US runs a trade deficit of $22.9 Billion with India, and a trade deficit of $419 Billion with China. Removal of GSP benefits for Indian exports will reduce US trade deficit with India, but it will increase US trade deficit with China as the US importers will now have to shift to Chinese exporters. So, this just proves that what Donald Trump hopes to achieve (a lower trade deficit) will not come to fruition as even if they reduce the deficit with India on one hand, they are increasing it with China on the other hand.

AAFA and TGA lay out the scenario of what might happen if India’s GSP status is removed. Before GSP, the travel good industry used to import everything from China, and those good came with tariffs. So, it meant that the cost for the industry was very high. So, when the Donald Trump administration put these travel goods under GSP, Indian exports became more attractive and the industry shifted from China to India. This reduced the cost of the operations significantly, which led to more profit for the US companies. More profit led to expanding operations and in turn more employment.

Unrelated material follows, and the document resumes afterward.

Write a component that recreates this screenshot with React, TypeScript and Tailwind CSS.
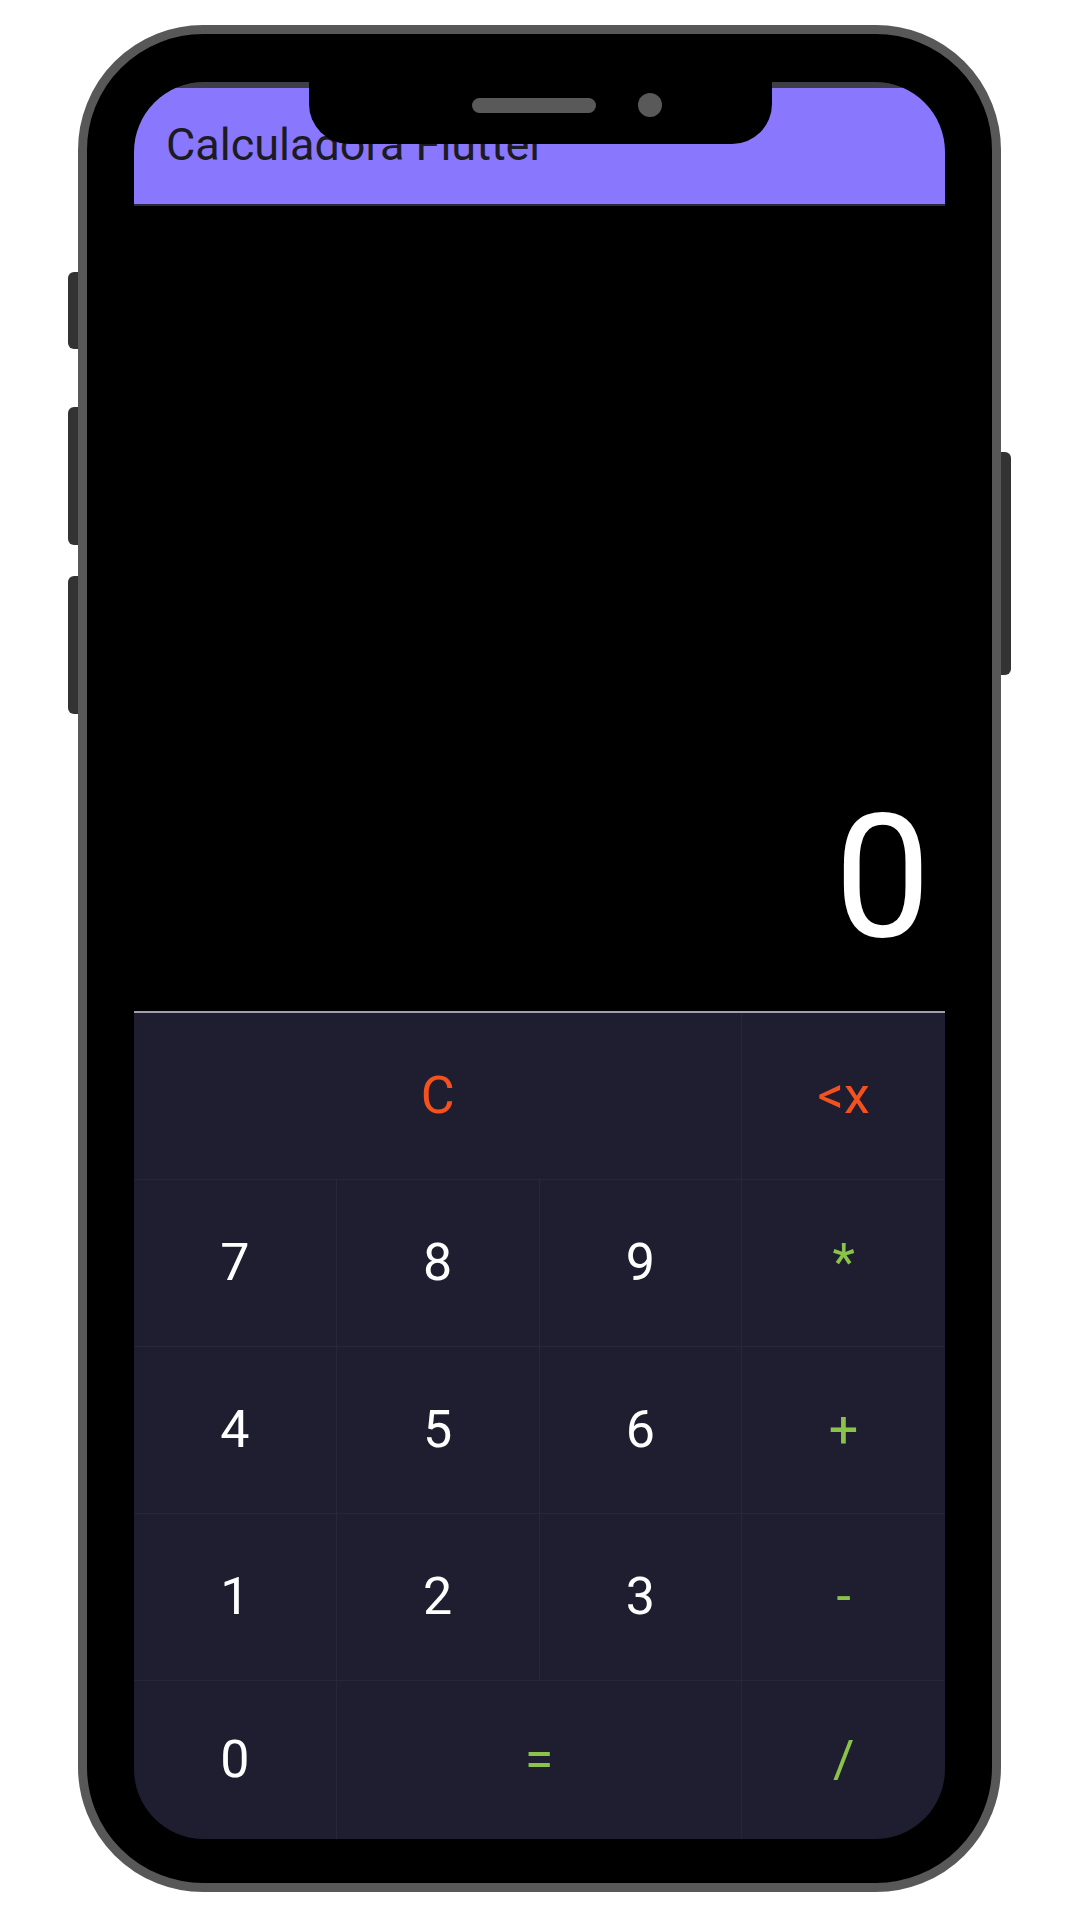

The other scenario is with the increasing costs, the companies reduce the operations, which would lead to increasing prices, affecting the consumers.

The USTR also states that providing GSP to other developing countries provide employment to tens of thousands of people in the US. People are needed to work on the docks and to transport the imported goods to different parts of the city.


If the US government decides to revoke India’s GSP status, it would make India’s exports less competitive, if compared to exports of other countries.

It is believed that even after the tariffs, cost of most of the goods will increase by only 2-3%, so they can absorb the losses themselves. But there are some industries, whose cost will increase by more than 4%. So, for these exporters, government should provide fiscal support. Fiscal support includes giving subsidies or tax breaks, to reduce their cost and provide some relief.

At the end, India should resort to economic diplomacy and find a way through negotiation.